Pull every line containing "that" out of the material below.

▶ [SOURCE DATA]:
— start —

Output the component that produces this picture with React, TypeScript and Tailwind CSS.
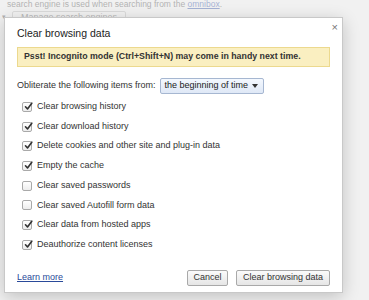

— end —
— start —

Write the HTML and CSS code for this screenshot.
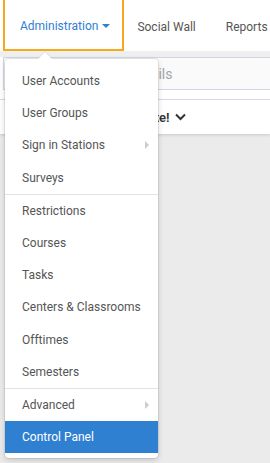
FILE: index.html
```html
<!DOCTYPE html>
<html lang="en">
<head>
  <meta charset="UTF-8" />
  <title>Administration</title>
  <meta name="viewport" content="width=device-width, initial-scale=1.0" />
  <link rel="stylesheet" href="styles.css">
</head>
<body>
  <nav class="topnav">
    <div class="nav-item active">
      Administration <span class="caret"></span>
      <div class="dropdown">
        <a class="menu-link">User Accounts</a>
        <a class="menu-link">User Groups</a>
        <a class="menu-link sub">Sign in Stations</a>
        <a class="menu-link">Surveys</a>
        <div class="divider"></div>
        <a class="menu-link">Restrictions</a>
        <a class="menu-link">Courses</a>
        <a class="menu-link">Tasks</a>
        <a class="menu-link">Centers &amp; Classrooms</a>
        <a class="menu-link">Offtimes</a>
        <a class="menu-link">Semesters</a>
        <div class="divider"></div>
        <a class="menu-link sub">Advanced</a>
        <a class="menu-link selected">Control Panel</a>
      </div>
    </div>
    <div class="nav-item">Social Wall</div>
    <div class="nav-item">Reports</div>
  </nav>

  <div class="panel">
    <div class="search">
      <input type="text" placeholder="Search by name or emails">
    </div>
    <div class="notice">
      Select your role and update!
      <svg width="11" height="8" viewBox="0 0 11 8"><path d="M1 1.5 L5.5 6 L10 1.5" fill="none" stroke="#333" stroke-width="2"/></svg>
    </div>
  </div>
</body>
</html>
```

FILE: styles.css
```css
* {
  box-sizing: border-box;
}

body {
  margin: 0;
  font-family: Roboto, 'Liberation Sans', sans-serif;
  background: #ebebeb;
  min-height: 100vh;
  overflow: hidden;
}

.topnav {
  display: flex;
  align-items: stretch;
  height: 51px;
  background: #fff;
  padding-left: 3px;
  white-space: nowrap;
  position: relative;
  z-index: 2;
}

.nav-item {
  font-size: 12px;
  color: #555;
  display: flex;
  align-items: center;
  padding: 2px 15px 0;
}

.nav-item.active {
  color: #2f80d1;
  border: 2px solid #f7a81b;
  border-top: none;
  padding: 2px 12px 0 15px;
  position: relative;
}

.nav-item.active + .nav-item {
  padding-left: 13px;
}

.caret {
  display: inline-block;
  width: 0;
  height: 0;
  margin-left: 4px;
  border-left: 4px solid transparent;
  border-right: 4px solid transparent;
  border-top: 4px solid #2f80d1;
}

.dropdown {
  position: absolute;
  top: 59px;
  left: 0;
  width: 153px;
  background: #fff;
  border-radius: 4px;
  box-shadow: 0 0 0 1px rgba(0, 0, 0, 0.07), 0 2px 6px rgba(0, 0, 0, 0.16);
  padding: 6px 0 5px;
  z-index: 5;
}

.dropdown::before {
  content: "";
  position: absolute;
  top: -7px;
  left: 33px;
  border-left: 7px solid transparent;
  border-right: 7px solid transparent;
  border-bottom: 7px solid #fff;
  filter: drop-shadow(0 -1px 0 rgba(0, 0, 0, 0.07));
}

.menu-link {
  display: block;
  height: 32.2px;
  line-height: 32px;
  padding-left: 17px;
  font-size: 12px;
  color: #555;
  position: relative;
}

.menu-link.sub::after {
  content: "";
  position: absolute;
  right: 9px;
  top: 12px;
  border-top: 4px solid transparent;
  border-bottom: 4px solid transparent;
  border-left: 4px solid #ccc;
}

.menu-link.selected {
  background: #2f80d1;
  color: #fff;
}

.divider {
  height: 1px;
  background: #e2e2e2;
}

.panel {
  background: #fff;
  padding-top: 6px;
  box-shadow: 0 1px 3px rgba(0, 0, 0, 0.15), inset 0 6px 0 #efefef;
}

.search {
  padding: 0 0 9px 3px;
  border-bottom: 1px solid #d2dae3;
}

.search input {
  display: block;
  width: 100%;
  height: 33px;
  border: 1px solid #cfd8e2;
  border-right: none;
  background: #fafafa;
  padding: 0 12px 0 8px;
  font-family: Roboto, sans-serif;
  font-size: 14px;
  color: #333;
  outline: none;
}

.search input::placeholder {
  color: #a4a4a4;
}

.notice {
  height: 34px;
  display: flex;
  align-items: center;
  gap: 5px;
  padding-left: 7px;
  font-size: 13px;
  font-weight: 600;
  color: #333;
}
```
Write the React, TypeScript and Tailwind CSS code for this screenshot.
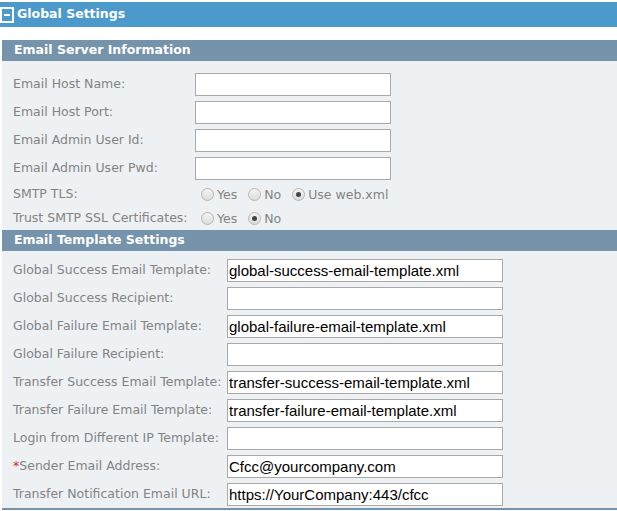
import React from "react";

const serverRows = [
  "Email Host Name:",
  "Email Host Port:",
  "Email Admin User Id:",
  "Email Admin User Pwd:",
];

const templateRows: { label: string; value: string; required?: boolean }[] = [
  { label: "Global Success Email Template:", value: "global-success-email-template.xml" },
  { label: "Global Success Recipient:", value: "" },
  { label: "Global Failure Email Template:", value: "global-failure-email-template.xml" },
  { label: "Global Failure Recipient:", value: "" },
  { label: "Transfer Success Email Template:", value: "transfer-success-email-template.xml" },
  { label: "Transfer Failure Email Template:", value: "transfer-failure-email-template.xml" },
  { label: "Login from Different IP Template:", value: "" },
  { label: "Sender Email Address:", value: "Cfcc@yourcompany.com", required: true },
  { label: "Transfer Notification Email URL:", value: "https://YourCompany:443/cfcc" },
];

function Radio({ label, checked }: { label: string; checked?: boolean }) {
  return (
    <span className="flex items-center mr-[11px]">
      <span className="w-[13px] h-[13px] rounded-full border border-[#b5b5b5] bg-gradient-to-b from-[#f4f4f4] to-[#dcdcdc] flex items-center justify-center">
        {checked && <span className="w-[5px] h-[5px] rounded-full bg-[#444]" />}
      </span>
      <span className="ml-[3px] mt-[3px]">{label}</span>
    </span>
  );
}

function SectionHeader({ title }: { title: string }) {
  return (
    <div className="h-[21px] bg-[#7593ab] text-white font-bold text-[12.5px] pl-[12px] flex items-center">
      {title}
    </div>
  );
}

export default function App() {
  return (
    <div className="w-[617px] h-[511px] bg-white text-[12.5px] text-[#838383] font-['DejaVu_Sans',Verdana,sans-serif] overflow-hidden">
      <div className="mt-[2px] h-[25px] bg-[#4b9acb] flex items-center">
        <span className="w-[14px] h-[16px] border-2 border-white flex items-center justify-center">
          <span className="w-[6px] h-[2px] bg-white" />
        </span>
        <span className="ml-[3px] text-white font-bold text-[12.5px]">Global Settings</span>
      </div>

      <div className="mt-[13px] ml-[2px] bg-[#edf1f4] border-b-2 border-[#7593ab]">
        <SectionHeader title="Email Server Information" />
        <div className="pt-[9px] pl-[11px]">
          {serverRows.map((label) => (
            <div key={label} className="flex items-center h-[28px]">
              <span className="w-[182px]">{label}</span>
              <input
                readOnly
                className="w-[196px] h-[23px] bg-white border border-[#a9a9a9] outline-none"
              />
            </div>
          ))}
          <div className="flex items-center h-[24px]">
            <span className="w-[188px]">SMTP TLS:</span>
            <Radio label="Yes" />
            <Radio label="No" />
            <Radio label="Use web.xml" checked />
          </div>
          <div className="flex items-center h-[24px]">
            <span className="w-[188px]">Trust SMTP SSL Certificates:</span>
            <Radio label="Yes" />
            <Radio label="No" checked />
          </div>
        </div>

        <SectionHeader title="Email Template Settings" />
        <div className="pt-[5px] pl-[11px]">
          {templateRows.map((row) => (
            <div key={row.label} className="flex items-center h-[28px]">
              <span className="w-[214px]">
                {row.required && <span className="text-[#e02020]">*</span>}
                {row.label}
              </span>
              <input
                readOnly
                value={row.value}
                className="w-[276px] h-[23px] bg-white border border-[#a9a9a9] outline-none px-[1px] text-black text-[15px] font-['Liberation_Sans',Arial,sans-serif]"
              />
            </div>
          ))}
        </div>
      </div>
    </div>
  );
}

— end —
— start —

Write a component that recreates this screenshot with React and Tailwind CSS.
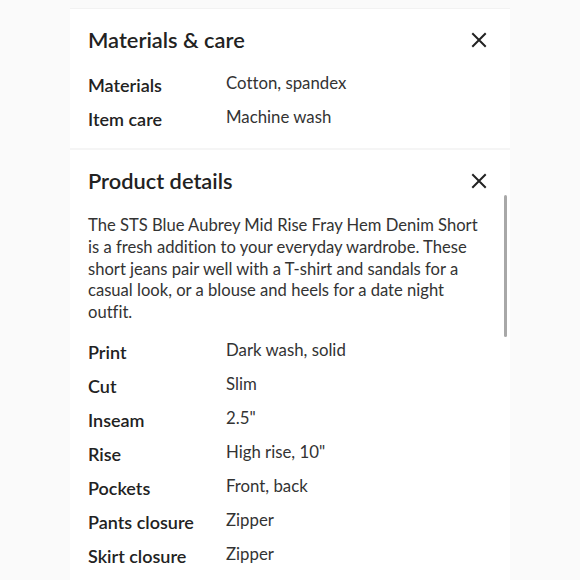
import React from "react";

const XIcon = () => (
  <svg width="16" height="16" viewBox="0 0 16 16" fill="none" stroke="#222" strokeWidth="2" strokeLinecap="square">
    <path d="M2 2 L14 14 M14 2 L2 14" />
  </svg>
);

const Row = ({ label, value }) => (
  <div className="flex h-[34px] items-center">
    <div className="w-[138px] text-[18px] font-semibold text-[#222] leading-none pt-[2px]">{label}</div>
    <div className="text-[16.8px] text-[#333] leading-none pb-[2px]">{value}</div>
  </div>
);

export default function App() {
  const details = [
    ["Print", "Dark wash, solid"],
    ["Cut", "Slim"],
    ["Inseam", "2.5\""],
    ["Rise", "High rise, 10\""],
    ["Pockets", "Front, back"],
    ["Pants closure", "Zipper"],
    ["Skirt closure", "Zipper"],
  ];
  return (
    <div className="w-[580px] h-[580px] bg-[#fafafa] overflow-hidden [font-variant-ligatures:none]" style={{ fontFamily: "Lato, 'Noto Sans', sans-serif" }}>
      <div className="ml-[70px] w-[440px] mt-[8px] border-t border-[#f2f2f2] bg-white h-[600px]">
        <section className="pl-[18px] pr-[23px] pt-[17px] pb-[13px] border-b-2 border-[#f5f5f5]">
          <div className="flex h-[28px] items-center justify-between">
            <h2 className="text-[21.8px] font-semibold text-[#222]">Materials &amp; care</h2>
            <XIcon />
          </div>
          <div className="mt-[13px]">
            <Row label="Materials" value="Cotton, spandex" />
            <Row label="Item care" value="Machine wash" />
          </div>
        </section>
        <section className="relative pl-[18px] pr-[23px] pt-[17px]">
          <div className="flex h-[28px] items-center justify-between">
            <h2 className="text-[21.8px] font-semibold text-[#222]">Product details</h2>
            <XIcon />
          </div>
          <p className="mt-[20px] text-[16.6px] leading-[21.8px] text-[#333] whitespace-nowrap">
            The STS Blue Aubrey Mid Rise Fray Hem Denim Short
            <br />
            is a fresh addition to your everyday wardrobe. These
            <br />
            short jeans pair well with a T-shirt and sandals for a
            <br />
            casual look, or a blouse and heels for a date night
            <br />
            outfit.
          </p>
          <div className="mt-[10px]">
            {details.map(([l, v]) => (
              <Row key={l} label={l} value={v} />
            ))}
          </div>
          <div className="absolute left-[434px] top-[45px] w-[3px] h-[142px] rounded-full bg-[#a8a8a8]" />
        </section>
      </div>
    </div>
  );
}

— end —

▶ [THE RESPONSE]:
Output the component that produces this picture with React, TypeScript and Tailwind CSS.
Write a component that recreates this screenshot with React and Tailwind CSS.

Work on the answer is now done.